Zdjęcie: Pixabay
03-09-2025 10:48
Transport towarów z i do Królewca od miesięcy przeżywa kryzys, który unaocznia dysproporcję między ruchem morskim a drogowym. Na trasie do Petersburga kursuje obecnie kilka statków należących do rosyjskich armatorów, jednak - podobno - ich ładownie często pozostają w dużej mierze puste. Przedstawiciele branży wskazują, że w drodze z Królewca do Petersburga stopień załadunku często spada poniżej połowy dostępnych możliwości.
Według armatorów wynika to rzekomo z nadmiaru statków na tej linii, co zmniejsza efektywność przewozów. Na co warto zwrócić uwagę, to jednocześnie w drugą stronę, z Petersburga do Królewca, liczba kontenerów dynamicznie rośnie – według danych firmy Fesco o około 52 procent do 10,5 tysiąca TEU. Z kolei eksport z Królewca zwiększył się tylko do 5,2 tysiąca TEU, co oznacza, że dwukrotnie więcej ładunków trafia do regionu niż z niego wyjeżdża.
Według statystyk portowych, w lipcu 2025 roku przez porty przeszło 87 tysięcy ton ładunków, i ma być to jeden z najniższych wyników od dwóch lat. Część armatorów nie była nawet w stanie wykorzystać połowy przyznanych państwowych dotacji na obniżone stawki frachtowe, co pokazuje, że realne zapotrzebowanie jest niższe, niż zakładano - tak wynika z oficjalnej narracji.

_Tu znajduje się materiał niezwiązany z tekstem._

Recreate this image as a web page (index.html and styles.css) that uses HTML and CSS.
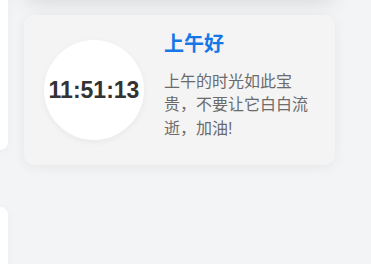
FILE: index.html
```html
<!DOCTYPE html>
<html lang="zh-CN">
<head>
  <meta charset="UTF-8" />
  <meta name="viewport" content="width=device-width, initial-scale=1.0" />
  <title>问候</title>
  <link rel="stylesheet" href="styles.css">
</head>
<body>
  <div class="layout">
    <!-- left column, mostly scrolled off -->
    <div class="side">
      <div class="side-card side-card-top"></div>
      <div class="side-card side-card-bottom"></div>
    </div>

    <div class="main">
      <div class="card card-prev"></div>

      <!-- greeting card -->
      <div class="card greet">
        <div class="clock">11:51:13</div>
        <div class="greet-text">
          <h2 class="greet-title">上午好</h2>
          <p class="greet-desc">上午的时光如此宝贵，不要让它白白流逝，加油!</p>
        </div>
      </div>
    </div>
  </div>
</body>
</html>
```
FILE: styles.css
```css
body {
  margin: 0;
  background: #f3f4f6;
  font-family: "Liberation Sans", Arial, "Noto Sans CJK SC", sans-serif;
  overflow: hidden;
}
.layout {
  display: flex;
  gap: 16px;
  height: 264px;
}
.side {
  width: 8px;
  flex-shrink: 0;
  display: flex;
  flex-direction: column;
  align-items: flex-end;
  gap: 57px;
}
.side-card {
  width: 200px;
  flex-shrink: 0;
  background: #fff;
  border-radius: 8px;
  box-shadow: 0 2px 10px rgba(0,0,0,0.04);
}
.side-card-top {
  height: 250px;
  margin-top: -100px;
}
.side-card-bottom {
  height: 200px;
}
.main {
  width: 311px;
  display: flex;
  flex-direction: column;
  gap: 20px;
}
.card {
  background: #f4f4f5;
  border-radius: 10px;
  box-shadow: 0 2px 12px rgba(0,0,0,0.06);
}
.card-prev {
  height: 100px;
  margin-top: -105px;
  flex-shrink: 0;
  background: #f5f5f6;
  box-shadow: 0 6px 22px rgba(0,0,0,0.13);
}
.greet {
  display: flex;
  gap: 20px;
  padding: 15px 20px;
  height: 150px;
  box-sizing: border-box;
  flex-shrink: 0;
}
.clock {
  width: 100px;
  height: 100px;
  margin-top: 10px;
  flex-shrink: 0;
  border-radius: 50%;
  background: #fff;
  box-shadow: 0 2px 6px rgba(0,0,0,0.05);
  display: flex;
  align-items: center;
  justify-content: center;
  font-size: 23px;
  font-weight: bold;
  color: #333;
}
.greet-text {
  width: 150px;
}
.greet-title {
  margin: 0;
  font-size: 20px;
  line-height: 28px;
  font-weight: bold;
  color: #1677e6;
}
.greet-desc {
  margin: 12px 0 0;
  font-size: 16px;
  line-height: 23.3px;
  color: #6b6b6b;
}
```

Równolegle coraz większe znaczenie ma transport drogowy, jednak i on napotyka na poważne bariery. W sierpniu przez przejście graniczne z Litwą w Ejtkunach (Czernyszewskoje) wyjeżdżało z Królewca średnio zaledwie 40 ciężarówek dziennie, a w kolejce do odprawy ustawiało się przeciętnie 88 pojazdów. Pod koniec lata sytuacja zaczęła się pogarszać – dzienne kolejki sięgały nawet 110 samochodów, a 15 sierpnia zarejestrowano rekordowe 116 ciężarówek. Oczywiście rosyjskie media regionalne obwiniają o tę sytuację Litwę. Obecne wskaźniki są więc niższe niż w najtrudniejszych miesiącach zimowych.
Do oficjalnych statystyk dochodzą nieformalne kolejki, które tworzą się już przed punktem kontroli. Kierowcy zapisują numery rejestracyjne w specjalnych zeszytach, aby ustalić własną kolejność, ponieważ rosyjskie służby graniczne od kilku miesięcy nie publikują już informacji o skali opóźnień w elektronicznej kolejce, a jedynie numery pojazdów najbliższych do odprawy. W efekcie faktyczna liczba oczekujących ciężarówek jest znacznie większa niż ta podawana przez służby.